DATA ->

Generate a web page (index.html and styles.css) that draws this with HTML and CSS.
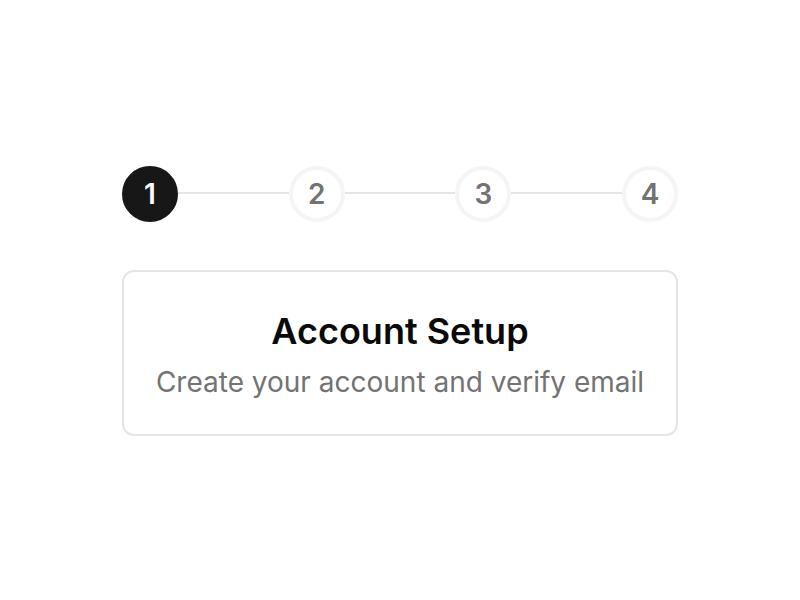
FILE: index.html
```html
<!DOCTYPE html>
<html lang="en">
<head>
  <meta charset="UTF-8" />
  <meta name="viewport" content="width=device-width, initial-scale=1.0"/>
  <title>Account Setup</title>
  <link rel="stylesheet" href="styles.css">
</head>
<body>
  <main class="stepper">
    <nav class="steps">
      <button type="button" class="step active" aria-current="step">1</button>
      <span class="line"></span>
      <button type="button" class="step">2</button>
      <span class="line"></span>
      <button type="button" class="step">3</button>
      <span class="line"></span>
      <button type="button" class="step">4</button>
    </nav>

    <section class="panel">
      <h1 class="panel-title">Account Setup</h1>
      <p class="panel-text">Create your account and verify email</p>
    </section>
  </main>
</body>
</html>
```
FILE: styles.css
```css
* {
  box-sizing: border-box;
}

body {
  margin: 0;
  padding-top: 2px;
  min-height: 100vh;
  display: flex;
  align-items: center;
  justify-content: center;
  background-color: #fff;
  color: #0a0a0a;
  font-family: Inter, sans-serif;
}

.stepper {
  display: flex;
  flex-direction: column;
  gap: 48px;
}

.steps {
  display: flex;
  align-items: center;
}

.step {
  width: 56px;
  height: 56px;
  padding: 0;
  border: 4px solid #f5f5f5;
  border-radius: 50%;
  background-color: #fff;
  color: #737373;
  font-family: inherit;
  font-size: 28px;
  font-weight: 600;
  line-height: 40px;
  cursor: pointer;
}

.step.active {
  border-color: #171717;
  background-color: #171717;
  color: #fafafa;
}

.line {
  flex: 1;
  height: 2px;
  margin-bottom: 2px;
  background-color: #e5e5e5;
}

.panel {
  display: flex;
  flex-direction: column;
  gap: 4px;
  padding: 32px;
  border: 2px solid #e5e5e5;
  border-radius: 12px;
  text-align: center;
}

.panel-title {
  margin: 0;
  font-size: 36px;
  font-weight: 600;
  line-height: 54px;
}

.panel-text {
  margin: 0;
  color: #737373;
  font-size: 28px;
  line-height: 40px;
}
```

---

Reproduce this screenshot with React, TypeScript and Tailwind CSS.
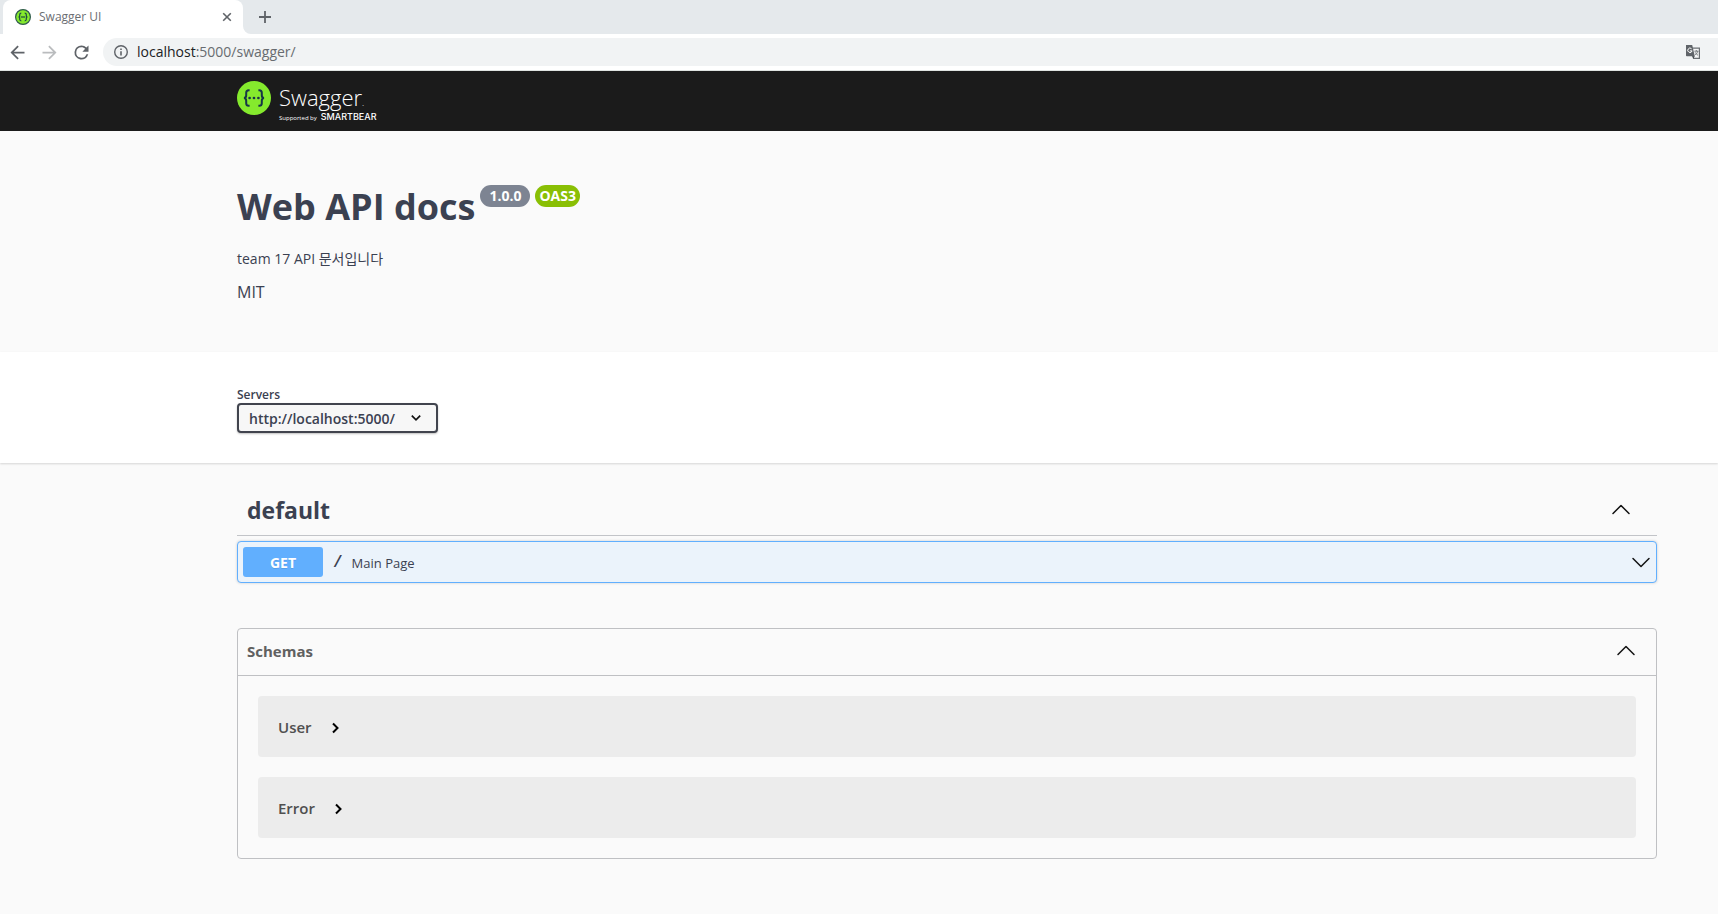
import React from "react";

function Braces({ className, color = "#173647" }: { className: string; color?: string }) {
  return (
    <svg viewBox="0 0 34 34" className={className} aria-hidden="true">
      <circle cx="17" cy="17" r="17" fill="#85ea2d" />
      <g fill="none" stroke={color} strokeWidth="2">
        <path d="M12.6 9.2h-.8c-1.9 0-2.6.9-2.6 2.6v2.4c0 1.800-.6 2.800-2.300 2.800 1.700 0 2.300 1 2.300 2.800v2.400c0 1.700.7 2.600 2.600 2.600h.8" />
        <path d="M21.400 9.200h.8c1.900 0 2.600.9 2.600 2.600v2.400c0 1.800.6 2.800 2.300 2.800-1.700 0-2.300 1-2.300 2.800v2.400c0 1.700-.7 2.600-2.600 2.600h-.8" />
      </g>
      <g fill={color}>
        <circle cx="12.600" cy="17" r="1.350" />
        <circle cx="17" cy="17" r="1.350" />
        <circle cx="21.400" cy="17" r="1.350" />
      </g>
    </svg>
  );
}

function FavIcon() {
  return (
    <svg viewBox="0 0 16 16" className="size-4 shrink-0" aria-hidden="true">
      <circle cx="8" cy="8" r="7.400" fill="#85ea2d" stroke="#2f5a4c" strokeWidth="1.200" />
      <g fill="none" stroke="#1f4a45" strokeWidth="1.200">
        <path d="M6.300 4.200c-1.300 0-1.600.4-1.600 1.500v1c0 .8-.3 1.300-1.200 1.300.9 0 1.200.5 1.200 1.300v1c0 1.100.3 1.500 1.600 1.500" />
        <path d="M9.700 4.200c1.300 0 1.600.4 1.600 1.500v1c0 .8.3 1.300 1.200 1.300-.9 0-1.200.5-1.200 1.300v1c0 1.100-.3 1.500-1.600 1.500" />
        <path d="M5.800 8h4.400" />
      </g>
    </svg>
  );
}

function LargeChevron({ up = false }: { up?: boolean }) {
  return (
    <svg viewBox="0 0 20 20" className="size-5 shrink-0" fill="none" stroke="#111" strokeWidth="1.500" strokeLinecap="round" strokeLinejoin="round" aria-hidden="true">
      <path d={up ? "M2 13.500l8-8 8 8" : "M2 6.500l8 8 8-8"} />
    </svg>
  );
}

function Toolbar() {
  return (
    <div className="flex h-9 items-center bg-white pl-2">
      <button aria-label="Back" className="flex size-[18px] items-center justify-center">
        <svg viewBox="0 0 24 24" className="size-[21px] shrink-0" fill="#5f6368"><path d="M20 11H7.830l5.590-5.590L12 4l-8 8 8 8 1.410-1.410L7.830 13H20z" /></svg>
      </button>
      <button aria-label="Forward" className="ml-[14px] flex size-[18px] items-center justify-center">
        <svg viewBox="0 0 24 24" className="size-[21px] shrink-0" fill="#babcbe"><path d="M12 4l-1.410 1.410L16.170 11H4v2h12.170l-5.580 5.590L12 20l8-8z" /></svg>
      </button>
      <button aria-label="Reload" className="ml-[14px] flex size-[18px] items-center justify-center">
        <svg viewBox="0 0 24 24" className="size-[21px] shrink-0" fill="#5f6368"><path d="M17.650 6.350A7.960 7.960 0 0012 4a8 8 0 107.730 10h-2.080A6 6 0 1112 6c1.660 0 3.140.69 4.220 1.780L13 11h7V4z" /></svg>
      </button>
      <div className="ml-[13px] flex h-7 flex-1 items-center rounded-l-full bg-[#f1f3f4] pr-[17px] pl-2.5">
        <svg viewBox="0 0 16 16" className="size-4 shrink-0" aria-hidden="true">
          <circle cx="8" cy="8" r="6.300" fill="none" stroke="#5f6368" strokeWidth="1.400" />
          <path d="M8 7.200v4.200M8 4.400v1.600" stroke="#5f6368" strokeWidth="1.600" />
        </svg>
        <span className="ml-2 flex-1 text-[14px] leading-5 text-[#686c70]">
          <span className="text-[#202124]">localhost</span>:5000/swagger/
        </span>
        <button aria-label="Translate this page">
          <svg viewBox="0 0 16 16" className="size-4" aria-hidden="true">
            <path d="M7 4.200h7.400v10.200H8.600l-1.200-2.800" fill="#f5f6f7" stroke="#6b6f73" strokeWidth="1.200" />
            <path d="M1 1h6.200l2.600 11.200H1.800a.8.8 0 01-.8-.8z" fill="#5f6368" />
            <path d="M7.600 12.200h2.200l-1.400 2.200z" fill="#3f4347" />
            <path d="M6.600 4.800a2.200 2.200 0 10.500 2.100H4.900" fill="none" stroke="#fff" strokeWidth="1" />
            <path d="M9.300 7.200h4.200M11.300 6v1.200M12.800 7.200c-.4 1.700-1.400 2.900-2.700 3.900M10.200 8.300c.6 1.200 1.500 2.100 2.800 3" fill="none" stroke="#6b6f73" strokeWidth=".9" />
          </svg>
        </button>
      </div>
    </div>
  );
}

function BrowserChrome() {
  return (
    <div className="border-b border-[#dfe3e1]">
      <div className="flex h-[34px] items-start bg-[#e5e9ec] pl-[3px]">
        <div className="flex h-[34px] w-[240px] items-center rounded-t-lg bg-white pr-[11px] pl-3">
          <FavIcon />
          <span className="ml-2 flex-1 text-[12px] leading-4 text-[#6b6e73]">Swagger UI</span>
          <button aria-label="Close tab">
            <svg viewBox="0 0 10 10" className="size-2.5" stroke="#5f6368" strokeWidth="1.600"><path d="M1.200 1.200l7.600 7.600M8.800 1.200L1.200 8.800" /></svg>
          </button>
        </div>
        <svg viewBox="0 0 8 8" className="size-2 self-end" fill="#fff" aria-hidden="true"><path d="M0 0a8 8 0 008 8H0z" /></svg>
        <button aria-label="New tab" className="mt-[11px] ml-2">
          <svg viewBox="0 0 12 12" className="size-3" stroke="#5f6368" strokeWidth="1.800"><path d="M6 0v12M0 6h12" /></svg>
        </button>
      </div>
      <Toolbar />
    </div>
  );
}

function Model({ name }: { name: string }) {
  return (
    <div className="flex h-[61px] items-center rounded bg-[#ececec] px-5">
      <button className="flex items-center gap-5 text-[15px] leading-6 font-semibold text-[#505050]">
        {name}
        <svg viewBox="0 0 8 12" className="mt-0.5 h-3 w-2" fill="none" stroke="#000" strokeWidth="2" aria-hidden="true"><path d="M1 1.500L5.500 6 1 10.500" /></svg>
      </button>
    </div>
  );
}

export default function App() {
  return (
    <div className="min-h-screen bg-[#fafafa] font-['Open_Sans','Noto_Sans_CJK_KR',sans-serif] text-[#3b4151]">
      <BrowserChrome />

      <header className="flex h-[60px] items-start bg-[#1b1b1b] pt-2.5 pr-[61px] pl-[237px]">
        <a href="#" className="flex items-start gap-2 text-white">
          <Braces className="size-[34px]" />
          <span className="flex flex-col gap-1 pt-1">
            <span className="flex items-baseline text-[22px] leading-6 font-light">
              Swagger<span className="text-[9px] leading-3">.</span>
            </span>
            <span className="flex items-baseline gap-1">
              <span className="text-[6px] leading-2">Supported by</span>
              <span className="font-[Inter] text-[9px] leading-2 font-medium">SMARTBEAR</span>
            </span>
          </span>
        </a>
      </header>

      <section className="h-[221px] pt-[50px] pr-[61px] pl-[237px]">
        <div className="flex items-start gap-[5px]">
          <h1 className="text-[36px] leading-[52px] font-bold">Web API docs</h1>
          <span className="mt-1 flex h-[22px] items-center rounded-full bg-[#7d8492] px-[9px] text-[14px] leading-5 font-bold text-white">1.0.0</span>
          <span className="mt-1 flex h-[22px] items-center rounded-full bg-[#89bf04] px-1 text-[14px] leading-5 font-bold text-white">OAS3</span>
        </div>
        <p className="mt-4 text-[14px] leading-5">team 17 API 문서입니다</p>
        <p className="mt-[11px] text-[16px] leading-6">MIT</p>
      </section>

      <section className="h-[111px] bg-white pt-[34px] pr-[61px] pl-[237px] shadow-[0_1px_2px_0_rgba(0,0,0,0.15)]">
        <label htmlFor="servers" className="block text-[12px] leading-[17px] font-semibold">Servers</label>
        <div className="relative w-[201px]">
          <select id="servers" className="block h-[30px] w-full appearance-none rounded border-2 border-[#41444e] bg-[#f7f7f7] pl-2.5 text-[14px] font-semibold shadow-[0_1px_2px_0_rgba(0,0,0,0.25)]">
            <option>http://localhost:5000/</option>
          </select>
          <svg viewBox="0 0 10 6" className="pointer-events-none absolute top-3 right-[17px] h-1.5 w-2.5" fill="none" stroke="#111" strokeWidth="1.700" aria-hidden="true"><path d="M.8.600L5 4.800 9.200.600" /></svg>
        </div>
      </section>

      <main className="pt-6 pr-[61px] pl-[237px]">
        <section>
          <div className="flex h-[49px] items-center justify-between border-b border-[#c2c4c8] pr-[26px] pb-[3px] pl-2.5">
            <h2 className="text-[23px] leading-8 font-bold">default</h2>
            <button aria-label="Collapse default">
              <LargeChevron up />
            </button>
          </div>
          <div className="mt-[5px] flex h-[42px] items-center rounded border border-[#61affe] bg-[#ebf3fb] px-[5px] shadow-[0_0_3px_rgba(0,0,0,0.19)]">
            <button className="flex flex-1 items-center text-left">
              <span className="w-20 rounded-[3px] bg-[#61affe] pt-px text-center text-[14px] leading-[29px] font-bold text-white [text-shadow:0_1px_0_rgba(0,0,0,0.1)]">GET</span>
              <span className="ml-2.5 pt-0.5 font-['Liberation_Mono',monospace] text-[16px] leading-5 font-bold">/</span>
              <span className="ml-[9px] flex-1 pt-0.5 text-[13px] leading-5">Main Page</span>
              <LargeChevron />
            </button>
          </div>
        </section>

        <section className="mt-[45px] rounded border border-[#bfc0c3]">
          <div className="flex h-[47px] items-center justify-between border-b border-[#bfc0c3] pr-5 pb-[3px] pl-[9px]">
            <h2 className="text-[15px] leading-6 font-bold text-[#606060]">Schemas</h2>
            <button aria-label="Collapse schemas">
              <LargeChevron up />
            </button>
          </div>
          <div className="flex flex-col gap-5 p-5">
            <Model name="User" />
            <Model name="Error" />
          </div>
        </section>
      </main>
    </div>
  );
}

WHAT TO DO ->
Any pictures should be left out. Reproduce every line from the one holding "Reproduce this screenshot" down to the one holding "import React from", both of those lines included.

ANSWER TO THIS PROBLEM ->
Reproduce this screenshot with React, TypeScript and Tailwind CSS.
import React from "react";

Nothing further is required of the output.